Using financial information from 3,367 farms across eleven states, the University of Minnesota FINBIN reports the median interest-expense ratio in 2017 at 4.4%. However, 20% of the farms in that sample had a ratio of at least 11.1%.

For detailed information to benchmark farm financial ratios against midsize commercial farms, Ag Decision Maker's Iowa Farm Costs and Returns.  

Miller: I could write an entire page about the concept of “some sort of ratio.” In the very first meeting of the task force that designed the Farm Financial Standards, all the experts weighed in with comments along the lines of “an acceptable value for each measure may vary depending on the type of operation, value of assets, time of year, length of tenure, etc.”  That’s why, when you read the publication on the Farm Financial Guidelines, you notice there are limitations described for each measure.
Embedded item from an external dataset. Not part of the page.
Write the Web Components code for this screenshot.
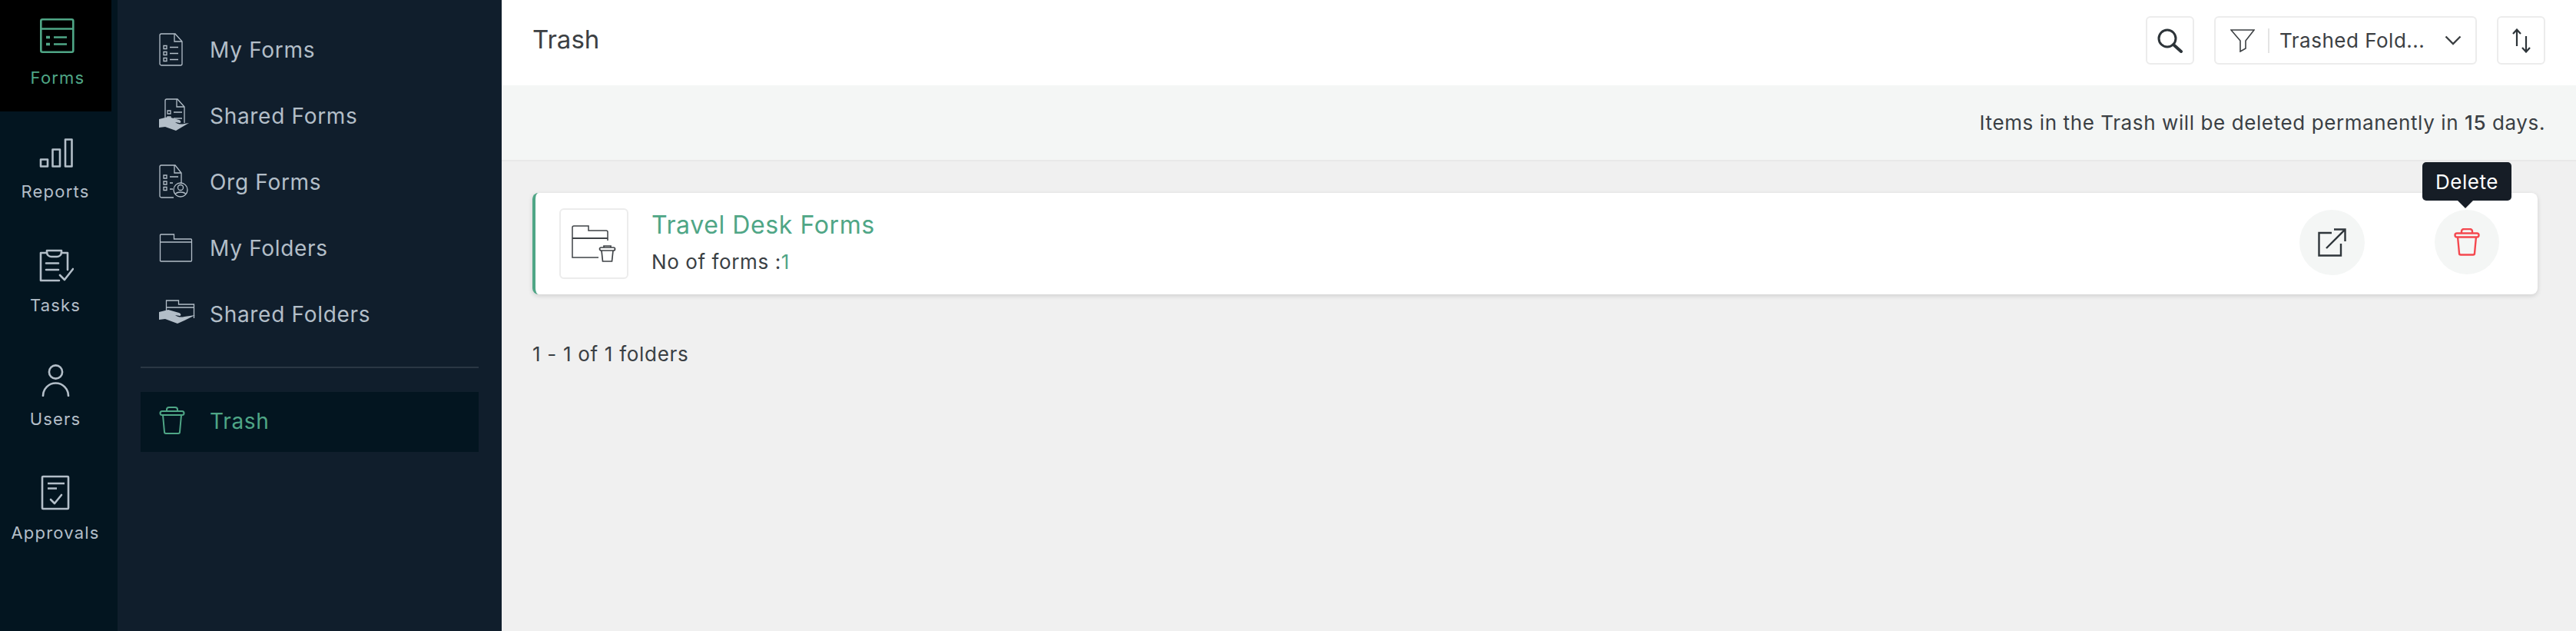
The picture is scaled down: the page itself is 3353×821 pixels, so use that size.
<!DOCTYPE html>
<html>
<head>
<meta charset="utf-8">
<title>Trash</title>
<style>
    html,body{margin:0;height:100%;overflow:hidden;}
    body{font-family:Inter,"Liberation Sans",sans-serif;}
</style>
</head>
<body>
<app-shell>
    <app-rail slot="rail">
        <rail-item active label="Forms">
            <svg width="48" height="48" viewBox="0 0 48 48" fill="none" stroke="currentColor" stroke-width="2.6"><rect x="2.300" y="1.300" width="42" height="42.500" rx="2"/><path d="M2 13.500h43M19 24.500h17M19 33.500h17"/><path d="M9 24.500h5M9 33.500h5" stroke-width="3.600"/></svg>
        </rail-item>
        <rail-item label="Reports">
            <svg width="48" height="40" viewBox="0 0 48 40" fill="none" stroke="currentColor" stroke-width="2.600" stroke-linejoin="round"><rect x="5" y="27.500" width="9" height="9"/><rect x="20.500" y="14.500" width="9.500" height="22"/><rect x="37" y="1.500" width="8.500" height="35"/></svg>
        </rail-item>
        <rail-item label="Tasks">
            <svg width="48" height="44" viewBox="0 0 48 44" fill="none" stroke="currentColor" stroke-width="2.600" stroke-linecap="round" stroke-linejoin="round"><path d="M13 5H5v36h24M32 5h8v22"/><path d="M13 2h19v3a6 6 0 0 1-6 5h-7a6 6 0 0 1-6-5z"/><path d="M12 18.500h16M12 27h16"/><path d="M30 34l6 6 11-14"/></svg>
        </rail-item>
        <rail-item label="Users">
            <svg width="48" height="42" viewBox="0 0 48 42" fill="none" stroke="currentColor" stroke-width="2.600" stroke-linecap="round"><circle cx="24.500" cy="10" r="8.600"/><path d="M8 41a16.500 16.500 0 0 1 33 0"/></svg>
        </rail-item>
        <rail-item label="Approvals">
            <svg width="48" height="46" viewBox="0 0 48 46" fill="none" stroke="currentColor" stroke-width="2.600" stroke-linejoin="round"><rect x="7" y="2" width="34" height="42" rx="1"/><path d="M14 11h22M14 17.500h12"/><path d="M18 32l5 5 9-11" stroke-linecap="round"/></svg>
        </rail-item>
    </app-rail>

    <side-nav slot="nav">
        <nav-item label="My Forms">
            <svg width="54" height="44" viewBox="0 0 54 44" fill="none" stroke="currentColor" stroke-width="1.300"><path d="M3 1h18l9 10v29a2 2 0 0 1-2 2H3a2 2 0 0 1-2-2V3a2 2 0 0 1 2-2z"/><path d="M20 1v10h10"/><path d="M6 16.500h4v4H6zM6 24.500h4v4H6zM6 32.500h4v4H6zM14 18.500h11M14 26.500h11M14 34.500h11"/></svg>
        </nav-item>
        <nav-item label="Shared Forms">
            <svg width="54" height="46" viewBox="0 0 54 46" fill="none" stroke="currentColor" stroke-width="1.300"><path d="M8 25V3a2 2 0 0 1 2-2h14l9 10v21"/><path d="M23 1v10h10"/><path d="M11 16h4v4h-4zM11 24h4v4h-4zM19 18h11M19 26h11"/><path d="M0 27l12-3 14 4c3 1 3 4 1 4l-6-1c4 3 8 3 12 2l6-1-12 7-5 3-14-5-8 1z" fill="currentColor" stroke="none"/></svg>
        </nav-item>
        <nav-item label="Org Forms">
            <svg width="54" height="46" viewBox="0 0 54 46" fill="none" stroke="currentColor" stroke-width="1.300"><path d="M19 43H3a2 2 0 0 1-2-2V3a2 2 0 0 1 2-2h18l8 10v14"/><path d="M20 1v10h9"/><path d="M6 14h4v4H6zM6 22h4v4H6zM6 29.500h4v4H6zM14 16h11M14 24h4M14 32h4"/><circle cx="28" cy="33" r="9"/><circle cx="28" cy="30" r="3.500"/><path d="M21 39c2-4 12-4 14 0"/></svg>
        </nav-item>
        <nav-item label="My Folders">
            <svg width="54" height="38" viewBox="0 0 54 38" fill="none" stroke="currentColor" stroke-width="1.300"><path d="M1.500 36V2a1 1 0 0 1 1-1h17v6h22a1 1 0 0 1 1 1v27a1 1 0 0 1-1 1h-39a1 1 0 0 1-1-1zM1.500 11h40.500"/></svg>
        </nav-item>
        <nav-item label="Shared Folders">
            <svg width="54" height="38" viewBox="0 0 54 38" fill="none" stroke="currentColor" stroke-width="1.300"><path d="M9.500 15V1h16v5h20v18M9.500 10h36"/><path d="M0 16l12-3 14 4c3 1 3 4 1 4l-6-1c4 3 8 3 12 2l14-2-14 7-9 4-16-6-8 1z" fill="currentColor" stroke="none"/></svg>
        </nav-item>
        <hr-line></hr-line>
        <nav-item active label="Trash">
            <svg width="54" height="38" viewBox="0 0 54 38" fill="none" stroke="currentColor" stroke-width="2" stroke-linejoin="round"><rect x="1.500" y="6" width="31" height="5" rx="2.500"/><path d="M10 6V4a3 3 0 0 1 3-3h8a3 3 0 0 1 3 3v2M5 11l2 22a2 2 0 0 0 2 2h16a2 2 0 0 0 2-2l2-22"/></svg>
        </nav-item>
    </side-nav>

    <top-bar slot="top" heading="Trash"></top-bar>
    <notice-bar slot="top">Items in the Trash will be deleted permanently in <b>15</b> days.</notice-bar>

    <folder-card name="Travel Desk Forms" count="1"></folder-card>
    <page-count>1 - 1 of 1 folders</page-count>
</app-shell>

<template id="app-shell-tpl">
    <style>
        :host{display:flex;width:100%;height:821px;background:#f0f0f0;color:#3a3f44;}
        .body{flex:1;min-width:0;display:flex;flex-direction:column;}
        .content{padding:41px 50px 0 40px;display:flex;flex-direction:column;}
    </style>
    <slot name="rail"></slot>
    <slot name="nav"></slot>
    <div class="body">
        <slot name="top"></slot>
        <div class="content"><slot></slot></div>
    </div>
</template>

<template id="app-rail-tpl">
    <style>
        :host{display:flex;flex-direction:column;width:153px;flex:none;background:#031520;}
    </style>
    <slot></slot>
</template>

<template id="rail-item-tpl">
    <style>
        :host{display:flex;flex-direction:column;align-items:center;height:148px;box-sizing:border-box;color:#b3bec8;font-size:22px;letter-spacing:1.200px;padding-right:9px;}
        .ico{height:46px;margin-top:26px;display:flex;align-items:flex-end;justify-content:center;}
        .lbl{margin-top:16px;line-height:26px;}
        :host([active]){background:#000;color:#4fa686;height:145px;width:145px;padding-right:0;padding-left:5px;margin-bottom:3px;}
    </style>
    <div class="ico"><slot></slot></div>
    <div class="lbl"></div>
</template>

<template id="side-nav-tpl">
    <style>
        :host{display:flex;flex-direction:column;width:500px;flex:none;box-sizing:border-box;background:#101e2c;padding:22px 30px 0;}
    </style>
    <slot></slot>
</template>

<template id="nav-item-tpl">
    <style>
        :host{display:flex;align-items:center;height:86px;padding-left:24px;color:#b3bec8;font-size:28px;letter-spacing:.7px;}
        .ico{width:66px;flex:none;display:flex;align-items:center;}
        :host([active]){background:#031520;color:#4fa686;height:78px;box-sizing:border-box;padding-bottom:3px;}
    </style>
    <div class="ico"><slot></slot></div>
    <div class="lbl"></div>
</template>

<template id="hr-line-tpl">
    <style>
        :host{display:block;height:2px;background:#2a3744;margin:25px 0 31px;}
    </style>
</template>

<template id="top-bar-tpl">
    <style>
        :host{display:flex;align-items:center;height:111px;flex:none;box-sizing:border-box;background:#fff;padding:0 40px 6px 40px;}
        h1{margin:0 0 3px;flex:1;font-size:33px;font-weight:400;color:#3c4043;}
        .btn{height:63px;box-sizing:border-box;border:2px solid #ececec;border-radius:6px;display:flex;align-items:center;justify-content:center;color:#2d3439;}
        .sq{width:63px;}
        .sel{width:342px;margin:0 26px 0 26px;font-size:26px;letter-spacing:.5px;color:#3c4043;padding:0 18px 0 19px;justify-content:flex-start;}
        .sep{width:2px;height:32px;background:#e4e4e4;margin:0 13px 0 17px;}
        .sel span{flex:1;white-space:nowrap;}
    </style>
    <h1></h1>
    <div class="btn sq">
        <svg width="34" height="32" viewBox="0 0 34 32" fill="none" stroke="currentColor" stroke-width="3" stroke-linecap="round"><circle cx="13" cy="13" r="11"/><path d="M21 21l10 9" stroke-width="4"/></svg>
    </div>
    <div class="btn sel">
        <svg width="32" height="30" viewBox="0 0 32 30" fill="none" stroke="#3c4043" stroke-width="1.600"><path d="M1 1h30L20 15v10l-7 4V15z"/></svg>
        <div class="sep"></div>
        <span>Trashed Fold...</span>
        <svg width="22" height="13" viewBox="0 0 22 13" fill="none" stroke="currentColor" stroke-width="2.400"><path d="M1.500 1.500L11 11l9.500-9.500"/></svg>
    </div>
    <div class="btn sq">
        <svg width="24" height="32" viewBox="0 0 24 32" fill="none" stroke="currentColor" stroke-width="2.200"><path d="M6 23V1.500M1 7l5-5.500L11 7M18 10v20.500M13 25l5 5.500 5-5.500"/></svg>
    </div>
</template>

<template id="notice-bar-tpl">
    <style>
        :host{display:block;height:99px;flex:none;box-sizing:border-box;background:#f4f6f5;border-bottom:2px solid #e9e9e9;padding:0 40px 0 0;text-align:right;line-height:97px;font-size:26px;letter-spacing:.6px;color:#3a3f44;}
        ::slotted(b){font-weight:500;}
    </style>
    <slot></slot>
</template>

<template id="folder-card-tpl">
    <style>
        :host{display:flex;align-items:center;height:132px;box-sizing:border-box;background:#fff;border-left:4px solid #4fa686;border-radius:8px;box-shadow:0 2px 6px rgba(0,0,0,.14);padding-left:31px;position:relative;}
        .thumb{width:90px;height:92px;box-sizing:border-box;border:2px solid #ececec;border-radius:6px;display:flex;align-items:center;justify-content:center;flex:none;color:#3f4347;}
        .txt{flex:1;margin-left:30px;}
        .name{font-size:32px;color:#4fa686;letter-spacing:.6px;line-height:40px;margin-top:-2px;}
        .count{font-size:26px;color:#3a3f44;letter-spacing:.6px;line-height:36px;margin-top:10px;}
        .count span{color:#4fa686;}
        .act{width:85px;height:85px;border-radius:50%;background:#f4f6f5;display:flex;align-items:center;justify-content:center;flex:none;position:relative;margin-bottom:4px;}
        .open{margin-right:91px;color:#2f363b;}
        .del{width:84px;height:84px;margin-right:50px;color:#f4484f;}
        .tip{position:absolute;left:-16px;top:-62px;width:116px;height:50px;background:#161d26;color:#fff;border-radius:5px;font-size:26px;letter-spacing:.5px;display:flex;align-items:center;justify-content:center;}
        .tip:after{content:"";position:absolute;left:46px;bottom:-10px;border-left:10px solid transparent;border-right:10px solid transparent;border-top:10px solid #161d26;}
    </style>
    <div class="thumb">
        <svg width="60" height="48" viewBox="0 0 60 48" fill="none" stroke="currentColor" stroke-width="1.500"><path d="M36 42H2V3a2 2 0 0 1 2-2h19v6h23a2 2 0 0 1 2 2v11"/><path d="M2 17h46" stroke-width="2.200"/><g transform="translate(37 25)"><rect x="0.500" y="4" width="20" height="4" rx="2" stroke-width="1.700"/><path d="M6 4V2h9v2M3 8l1.500 14h12L18 8" stroke-width="1.700"/></g></svg>
    </div>
    <div class="txt">
        <div class="name"></div>
        <div class="count">No of forms :<span></span></div>
    </div>
    <div class="act open">
        <svg width="37" height="37" viewBox="0 0 37 37" fill="none" stroke="currentColor" stroke-width="2.400"><path d="M18 6H1.500v29.500H30V20"/><path d="M11 26L35 2M21 1.500h14.500V17"/></svg>
    </div>
    <div class="act del">
        <svg width="34" height="36" viewBox="0 0 34 36" fill="none" stroke="currentColor" stroke-width="2.400" stroke-linejoin="round"><rect x="1.500" y="6.500" width="31" height="5" rx="2.500"/><path d="M10 6V4a3 3 0 0 1 3-3h8a3 3 0 0 1 3 3v2M5 11l2 21.500a2 2 0 0 0 2 2h16a2 2 0 0 0 2-2l2-21.500"/></svg>
        <div class="tip">Delete</div>
    </div>
</template>

<template id="page-count-tpl">
    <style>
        :host{display:block;margin-top:60px;font-size:26px;letter-spacing:.7px;line-height:36px;color:#3a3f44;}
    </style>
    <slot></slot>
</template>

<script>
    class Base extends HTMLElement{
        constructor(){
            super();
            const tpl = document.getElementById(this.localName + '-tpl');
            this.attachShadow({mode:'open'}).appendChild(tpl.content.cloneNode(true));
        }
        $(sel){return this.shadowRoot.querySelector(sel)}
    }

    class AppShell extends Base{}
    class AppRail extends Base{}
    class SideNav extends Base{}
    class HrLine extends Base{}
    class NoticeBar extends Base{}
    class PageCount extends Base{}

    class RailItem extends Base{
        connectedCallback(){this.$('.lbl').textContent = this.getAttribute('label')}
    }
    class NavItem extends Base{
        connectedCallback(){this.$('.lbl').textContent = this.getAttribute('label')}
    }
    class TopBar extends Base{
        connectedCallback(){this.$('h1').textContent = this.getAttribute('heading')}
    }
    class FolderCard extends Base{
        connectedCallback(){
            this.$('.name').textContent = this.getAttribute('name');
            this.$('.count span').textContent = this.getAttribute('count');
        }
    }

    customElements.define('app-shell',AppShell);
    customElements.define('app-rail',AppRail);
    customElements.define('rail-item',RailItem);
    customElements.define('side-nav',SideNav);
    customElements.define('nav-item',NavItem);
    customElements.define('hr-line',HrLine);
    customElements.define('top-bar',TopBar);
    customElements.define('notice-bar',NoticeBar);
    customElements.define('folder-card',FolderCard);
    customElements.define('page-count',PageCount);
</script>
</body>
</html>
For your farming operation, your operating line is too high if that note plus unpaid rent or inputs, term payments (on land, machinery and breeding livestock), taxes and living expenses cannot be paid back with the income you expect from your annual production of crops and livestock. It’s also a good idea to have some money left over from those sales to cover the cost of physical depreciation and replacement, and some profit (or return) for your investment in the business. However, that may be hard given today’s crop prices.

If the revenues you expect can’t cover those costs, then it’s time to sit down with your lender and see if some short-term debt can be restructured, or you can get by for the year with just paying interest on your term payments.